Lemley asked U.S. Magistrate Judge Elizabeth Laporte to dismiss the case Feb. 5. “Williams-Sonoma alleges that Amazon has violated the law by accurately identifying legitimate Williams-Sonoma products as exactly what they are: products made and sold by Williams-Sonoma in the first instance. Whatever else that is, it's not counterfeiting,” Lemley writes.

He contends Williams-Sonoma is trying to distract from the fact that it “can't get what it really wants,” which is to prevent others from reselling its products. Under the first-sale doctrine, buyers of branded products can lawfully resell them so long as they're not materially changed, Lemley argues. Amazon's advertisements “simply state the truth: that Williams-Sonoma products are available through Amazon's website.”

Hurst responded Tuesday in characteristic take-no-prisoners fashion. “Amazon has in fact engaged in prototypical counterfeiting” by publishing and creating “a fake Williams-Sonoma website,” she writes in opposition.

The first-sale doctrine might let Amazon display and resell unaltered merchandise, but it does not permit Amazon to mislead customers into believing they're buying from Williams-Sonoma or an authorized dealer, she argues. Plus, Amazon is jacking up prices and selling damaged merchandise—even presenting small washcloths as full-sized dish towels. “Customer complaints run rampant on Amazon's 'Shop Williams Sonoma' website, plainly damaging WSI's goodwill,” she writes.

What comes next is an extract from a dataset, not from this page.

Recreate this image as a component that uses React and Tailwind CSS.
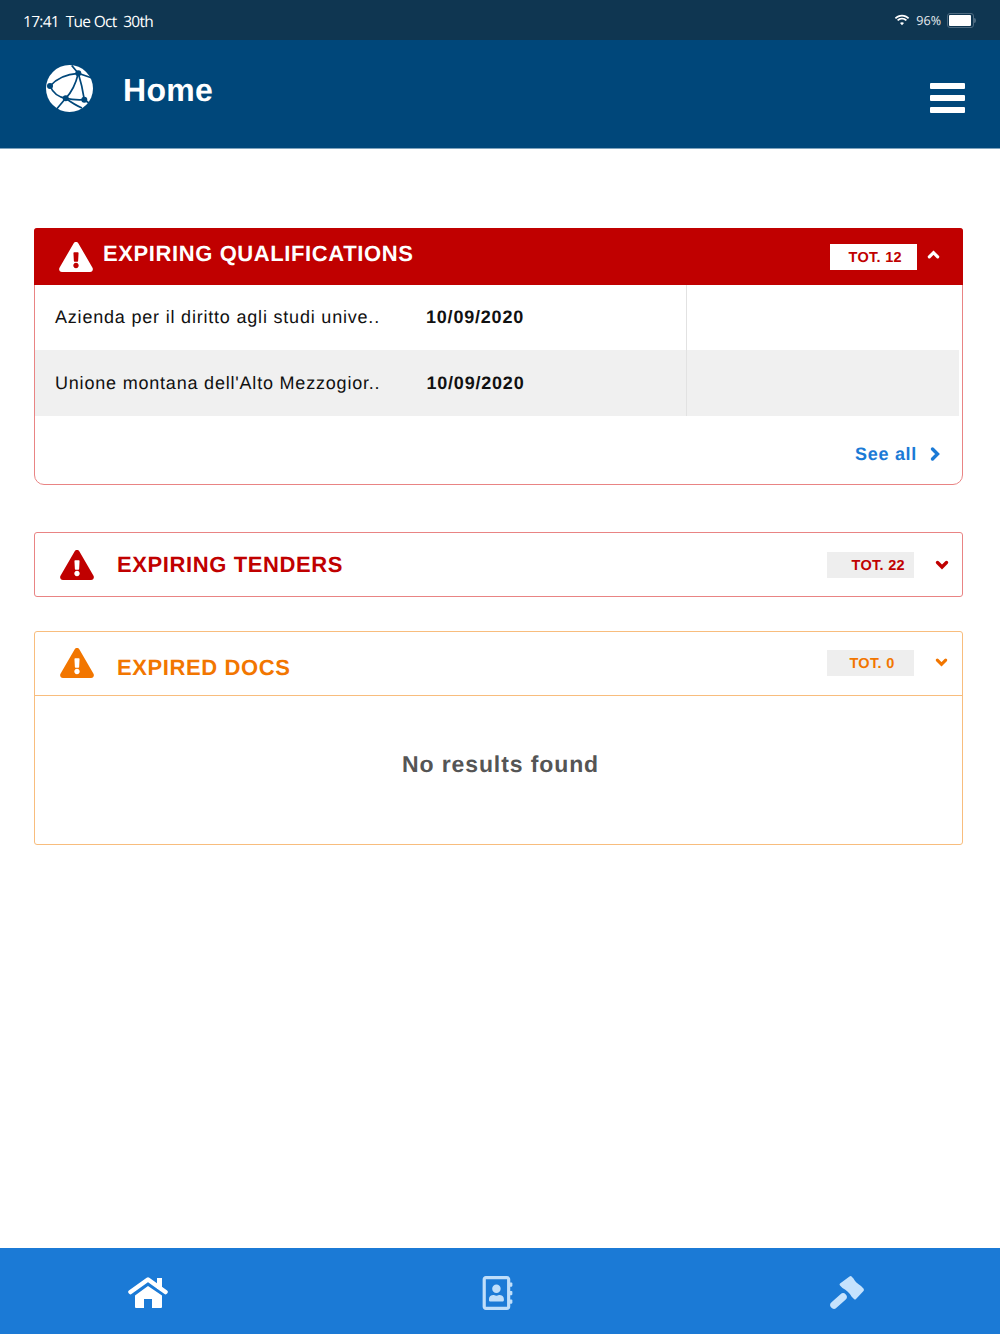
import { FaRegAddressBook, FaExclamationTriangle } from "react-icons/fa";

function Globe() {
  return (
    <svg viewBox="0 0 48 48" className="w-12 h-12">
      <circle cx="23.500" cy="23.500" r="23.500" fill="#fff" />
      <g stroke="#00477a" strokeWidth="1.700" fill="none">
        <path d="M25.700 0.500 L32.300 8.300 L46 13" />
        <path d="M4 21 C11 13 21 9 32.300 8.300" />
        <path d="M32.300 8.300 C30 18 26 27 19.700 33.300" />
        <path d="M32.300 8.300 C35 17 37 26 38.300 34.700" />
        <path d="M4 21 C7 28 12 32 19.700 33.300" />
        <path d="M19.700 33.300 C26 35 32 35 38.300 34.700" />
        <path d="M19.700 33.300 L10.700 44" />
        <path d="M19.700 33.300 C26 38 31 41 36 43" />
        <path d="M38.300 34.700 L43 38" />
      </g>
      <circle cx="4" cy="21" r="3" fill="#00477a" />
      <circle cx="32.300" cy="8.300" r="3" fill="#00477a" />
      <circle cx="19.700" cy="33.300" r="3" fill="#00477a" />
      <circle cx="38.300" cy="34.700" r="3" fill="#00477a" />
    </svg>
  );
}

function Chevron({ d, className }) {
  return (
    <svg viewBox="0 0 14 14" className={className} fill="none" stroke="currentColor" strokeWidth="3.400" strokeLinecap="round" strokeLinejoin="miter">
      <path d={d} />
    </svg>
  );
}

function HomeIcon() {
  return (
    <svg viewBox="0 0 40 32" className="w-10 h-8 text-white" fill="currentColor">
      <rect x="29" y="1" width="5" height="11" />
      <path d="M2.500 15 L20 2.500 L37.500 15" fill="none" stroke="currentColor" strokeWidth="4.500" strokeLinecap="round" strokeLinejoin="round" />
      <path d="M7 18.500 L20 9 L34 18.500 V30 Q34 31 33 31 H24 V22 H16 V31 H8 Q7 31 7 30 Z" />
    </svg>
  );
}

function GavelIcon() {
  return (
    <svg viewBox="0 0 36 36" className="w-9 h-9 text-[#c5e2fd]" fill="currentColor">
      <path d="M20.500 1.500 Q22 .5 23 2 L24.500 3.500 Q26 7 32 11 L34.500 13.500 Q35.500 15 34.500 16 L27 24 Q26 25 25 24 L22.500 21.500 Q19.500 16 13.500 13 L11 10.500 Q10 9.500 11 8.500 Z" />
      <path d="M5 30 L14 22" fill="none" stroke="currentColor" strokeWidth="7.500" strokeLinecap="round" />
    </svg>
  );
}

function Row({ name, date, grey, first }) {
  return (
    <div className={`flex mr-[3px] ${first ? "h-[65px]" : "h-[66px]"} ${grey ? "bg-[#f0f0f0]" : ""}`}>
      <div className="w-[652px] flex items-center pl-5 border-r border-[#e2e2e2] text-[18px] tracking-[0.8px] text-[#111]">
        <span>{name}</span>
        <span className="ml-[46px] font-bold">{date}</span>
      </div>
    </div>
  );
}

export default function App() {
  return (
    <div className="h-[1334px] w-[1000px] flex flex-col bg-white font-['Liberation_Sans',Arial,sans-serif] [text-rendering:geometricPrecision] overflow-hidden">
      {/* status bar */}
      <div className="h-10 bg-[#0f3651] flex items-center justify-between pl-[23px] pr-6 text-white font-['Open_Sans',sans-serif]">
        <span className="pt-[3px] text-[15.500px] font-medium tracking-[-0.7px] whitespace-pre">17:41  Tue Oct  30th</span>
        <div className="flex items-center">
          <svg viewBox="0 0 16 12" className="w-4 h-3" fill="#fff">
            <path d="M8 2.600c2.300 0 4.400.9 6 2.400l1.200-1.300C13.300 1.900 10.800.8 8 .8S2.700 1.900.8 3.700L2 5c1.600-1.500 3.700-2.400 6-2.400z" />
            <path d="M8 5.600c1.500 0 2.800.6 3.800 1.500L13 5.800C11.700 4.600 9.900 3.800 8 3.800s-3.700.8-5 2L4.200 7.100c1-.9 2.300-1.500 3.800-1.500z" />
            <path d="M8 8.300c-.8 0-1.500.3-2 .8L8 11.200l2-2.100c-.5-.5-1.200-.8-2-.8z" />
          </svg>
          <span className="ml-[6px] mr-[5px] pt-[2px] text-[12.500px] text-[#e8edf0]">96%</span>
          <div className="flex items-center">
            <div className="w-[27px] h-[15px] border border-[#4d6a80] rounded-[3px] p-[1px] ml-[1px]">
              <div className="w-[22px] h-full bg-white rounded-[1px]" />
            </div>
            <div className="w-[2px] h-[5px] bg-[#4d6a80] rounded-r-sm" />
          </div>
        </div>
      </div>

      {/* header */}
      <div className="h-[109px] bg-[#00477a] border-b border-[#7fa3bd] flex justify-between pl-[46px] pr-[35px] text-white">
        <div className="flex items-start pt-[25px]">
          <Globe />
          <h1 className="ml-[29px] mt-[6px] text-[32px] font-bold tracking-[0.3px] leading-[38px]">Home</h1>
        </div>
        <div className="flex flex-col gap-[6px] pt-[43px]">
          <div className="w-[35px] h-[6px] bg-white rounded-[1px]" />
          <div className="w-[35px] h-[6px] bg-white rounded-[1px]" />
          <div className="w-[35px] h-[6px] bg-white rounded-[1px]" />
        </div>
      </div>

      {/* cards */}
      <div className="flex-1 pl-[34px] pr-[37px] pt-[79px]">
        <div className="h-[257px] border border-[#e98484] rounded-t-[3px] rounded-b-[10px]">
          <div className="h-[57px] -mt-[1px] -mx-[1px] bg-[#c00000] rounded-t-[3px] flex items-center pl-[25px] text-white">
            <FaExclamationTriangle className="w-[34px] h-[30px]" />
            <span className="ml-[10px] -mt-[7px] text-[22px] font-bold tracking-[0.6px]">EXPIRING QUALIFICATIONS</span>
            <div className="ml-auto w-[87px] h-[26px] bg-white flex items-center justify-end pr-[15px] pt-[5px] text-[14.500px] font-bold text-[#c00000] tracking-[0.3px]">TOT. 12</div>
            <Chevron d="M2.500 9.500 L7 5 L11.500 9.500" className="ml-[10px] mr-[23px] w-[13px] h-[13px] -mt-[5px]" />
          </div>
          <Row first name="Azienda per il diritto agli studi unive.." date="10/09/2020" />
          <Row grey name="Unione montana dell'Alto Mezzogior.." date="10/09/2020" />
          <div className="flex items-center justify-end pr-[20px] pt-[25px] text-[#1b7ad6]">
            <span className="text-[18px] font-bold tracking-[0.7px]">See all</span>
            <Chevron d="M4.500 2 L9.500 7 L4.500 12" className="ml-[11px] w-[14px] h-[16px] -mt-[1px]" />
          </div>
        </div>

        <div className="mt-[47px] h-[65px] border border-[#e98484] rounded-[3px] flex items-center pl-[25px] text-[#c00000]">
          <FaExclamationTriangle className="w-[34px] h-[30px]" />
          <span className="ml-[23px] text-[22px] font-bold tracking-[0.6px]">EXPIRING TENDERS</span>
          <div className="ml-auto w-[87px] h-[26px] bg-[#eeeeee] flex items-center justify-end pr-[9px] pt-[4px] text-[14.500px] font-bold tracking-[0.3px]">TOT. 22</div>
          <Chevron d="M2.500 4.500 L7 9 L11.500 4.500" className="ml-[21px] mr-[13px] w-[14px] h-[14px]" />
        </div>

        <div className="mt-[34px] h-[214px] border border-[#f8bd7d] rounded-[3px] text-[#f27600]">
          <div className="h-[64px] border-b border-[#f8bd7d] flex items-center pl-[25px]">
            <FaExclamationTriangle className="w-[34px] h-[30px] -mt-[2px]" />
            <span className="ml-[23px] mt-[8px] text-[22px] font-bold tracking-[0.6px]">EXPIRED DOCS</span>
            <div className="ml-auto w-[87px] h-[26px] bg-[#eeeeee] flex items-center justify-center pl-[3px] pt-[4px] text-[14.500px] font-bold tracking-[0.3px] -mt-[2px]">TOT. 0</div>
            <Chevron d="M2.500 4.500 L7 9 L11.500 4.500" className="ml-[21px] mr-[14px] w-[13px] h-[13px] -mt-[2px]" />
          </div>
          <div className="pt-[51px] pl-[4px] text-center text-[23px] font-bold tracking-[0.9px] text-[#555]">No results found</div>
        </div>
      </div>

      {/* tab bar */}
      <div className="h-[86px] bg-[#1b7ad6] flex items-center justify-between pl-[128px] pr-[135px] pt-[4px]">
        <HomeIcon />
        <FaRegAddressBook className="w-[31px] h-[34px] mr-[2px] text-[#bfdefa]" />
        <GavelIcon />
      </div>
    </div>
  );
}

Hurst points to Trader Joe's v. Hallatt, in which the Ninth Circuit ruled that a person could be blocked from buying Trader Joe's merchandise and re-selling it in Canada at stores called Pirate Joe's. If Lemley is right, then “Pirate Joe's would have nothing to fear,” Hurst declares.

Along with its trademark claims, Williams-Sonoma is also asserting a single design patent on an upholstered dining chair, which means any appeal of the case would go to the Federal Circuit, rather than the Ninth.

Williams Sonoma and Amazon are scheduled to square off April 2 in Laporte's San Francisco courtroom.